Architectural angst

I met something of a software guru at an industry event last night. His name was Mr Xiao-Yun Wang.
Written by Adrian Bridgwater, Contributor

I met something of a software guru at an industry event last night. His name was Mr Xiao-Yun Wang. Originally Chinese and now living in France with a French wife working for a US company, this guy had a fair spread of global industry knowledge.

He was in fact a software architect, but he made sure he let me know that he also ‘worked on development too’. Now, most of us know the basic difference between architecture and development, but I always like to play dumb and see if I can get a fresh take on the two disciplines.

So here’s what he said:

Development for Xiao is (unsurprisingly) concerned with the minutiae of a project. It is within the walls of the job in hand and its practitioners often fail to look outside at the real world – even if they are involved with requirements management.

Architecture on the other hand is bigger picture. OK, we knew that. But Xiao did have a nice way of putting it, “We look at the outside world. We look at the competition and this is not something that developers often do. We look at technology trends right across the market place to try and understand what customers will demand before they even ask for it,” he said.

For me, I think that when people consider software architecture they don’t always think about these kind of external commercial considerations as part of the big picture. So in fact, the bigger picture might be even bigger than you thought.

So, while we’re on this subject. A while back now I spoke with Matt Deacon, the chief architectural advisor for Microsoft UK’s developer and platform group. He pointed out that the UK’s Royal Institute for Building Architects (RIBA) is aware of the use of the term ‘architect’ in job titles within the technology industry.

Here’s what RIBA has to say on the subject:

“The board is aware of widespread use within the computer and IT industry of the word ‘architect’ being incorporated into certain job descriptions, for example ‘Systems Architect’ or ‘Software Architect’. While such use may be a technical breach of the Act, the reason for and intention of continued regulation of the title is principally to ensure that consumers of architects’ services are guaranteed a certain standard and quality of work.”

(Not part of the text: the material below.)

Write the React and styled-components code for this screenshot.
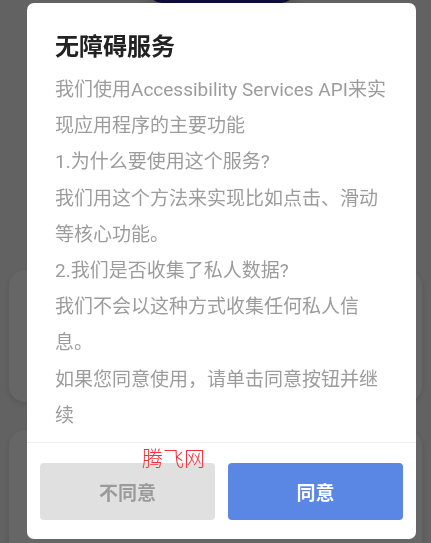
import React from 'react';
import styled, { createGlobalStyle } from 'styled-components';

const GlobalStyle = createGlobalStyle`
  html, body {
    margin: 0;
    padding: 0;
    background: #f5f5f5;
  }
  body {
    font-family: Roboto, "Noto Sans CJK SC", sans-serif;
  }
`;

const Page = styled.div`
  width: 431px;
  height: 543px;
  overflow: hidden;
  display: flex;
  flex-direction: column;
  align-items: stretch;
  background: #f5f5f5;
`;

const TopPill = styled.div`
  flex-shrink: 0;
  align-self: flex-start;
  margin-left: 148px;
  margin-top: -37px;
  width: 147px;
  height: 40px;
  border-radius: 0 0 14px 14px;
  background: #20209a;
  box-shadow: 0 0 12px 4px rgba(0, 0, 0, 0.18);
`;

const Card = styled.div`
  flex-shrink: 0;
  margin: ${p => p.$top}px 9px 0 9px;
  height: ${p => p.$height}px;
  border-radius: 16px;
  background: #ffffff;
  box-shadow: 0 2px 6px rgba(0, 0, 0, 0.12);
`;

const Backdrop = styled.div`
  position: fixed;
  inset: 0;
  background: rgba(0, 0, 0, 0.6);
`;

const Dialog = styled.div`
  position: absolute;
  left: 27px;
  top: 3px;
  width: 389px;
  background: #ffffff;
  border-radius: 7px;
  display: flex;
  flex-direction: column;
  overflow: hidden;
`;

const Content = styled.div`
  padding: 28px 28px 8px 28px;
`;

const Title = styled.h2`
  margin: 0 0 9px 0;
  font-size: 24px;
  line-height: 32px;
  font-weight: 700;
  color: #222222;
`;

const Body = styled.div`
  font-size: 19px;
  line-height: 36.2px;
  color: #9c9c9c;
`;

const Line = styled.p`
  margin: 0;
`;

const Divider = styled.div`
  height: 1px;
  background: #eeeeee;
`;

const Actions = styled.div`
  display: grid;
  grid-template-columns: 1fr 1fr;
  gap: 13px;
  padding: 20px 13px 19px 13px;
`;

const ActionButton = styled.button`
  height: 57px;
  border: none;
  border-radius: 4px;
  font-family: Roboto, "Noto Sans CJK SC", sans-serif;
  font-size: 19px;
  font-weight: 700;
  background: ${p => (p.$primary ? '#5a86e4' : '#e0e0e0')};
  color: ${p => (p.$primary ? '#ffffff' : '#9a9a9a')};
  cursor: pointer;
`;

const Watermark = styled.span`
  position: absolute;
  left: 115px;
  top: 446px;
  font-family: "Liberation Serif", "Noto Sans CJK SC", serif;
  font-size: 21px;
  line-height: 1;
  font-weight: 300;
  color: #f0303c;
  pointer-events: none;
`;

const lines = [
  '我们使用Accessibility Services API来实现应用程序的主要功能',
  '1.为什么要使用这个服务?',
  '我们用这个方法来实现比如点击、滑动等核心功能。',
  '2.我们是否收集了私人数据?',
  '我们不会以这种方式收集任何私人信息。',
  '如果您同意使用，请单击同意按钮并继续',
];

export default function App() {
  return (
    <>
      <GlobalStyle />
      <Page>
        <TopPill />
        <Card $top={267} $height={132} />
        <Card $top={28} $height={140} />
      </Page>
      <Backdrop />
      <Dialog>
        <Content>
          <Title>无障碍服务</Title>
          <Body>
            {lines.map(t => (
              <Line key={t}>{t}</Line>
            ))}
          </Body>
        </Content>
        <Divider />
        <Actions>
          <ActionButton>不同意</ActionButton>
          <ActionButton $primary>同意</ActionButton>
        </Actions>
        <Watermark>腾飞网</Watermark>
      </Dialog>
    </>
  );
}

Microsoft’s Deacon made an interesting point, as long as you’re not the IT architect responsible for the software program that was used by a building architect to design a building that then immediately fell down because of a design flaw in your software design then I guess you’re safe from being sued, well, by the Royal Institute of British Architect (RIBA) at least. After all, who’s ever heard of someone dying as a direct result of a poor design decision made by an IT architect?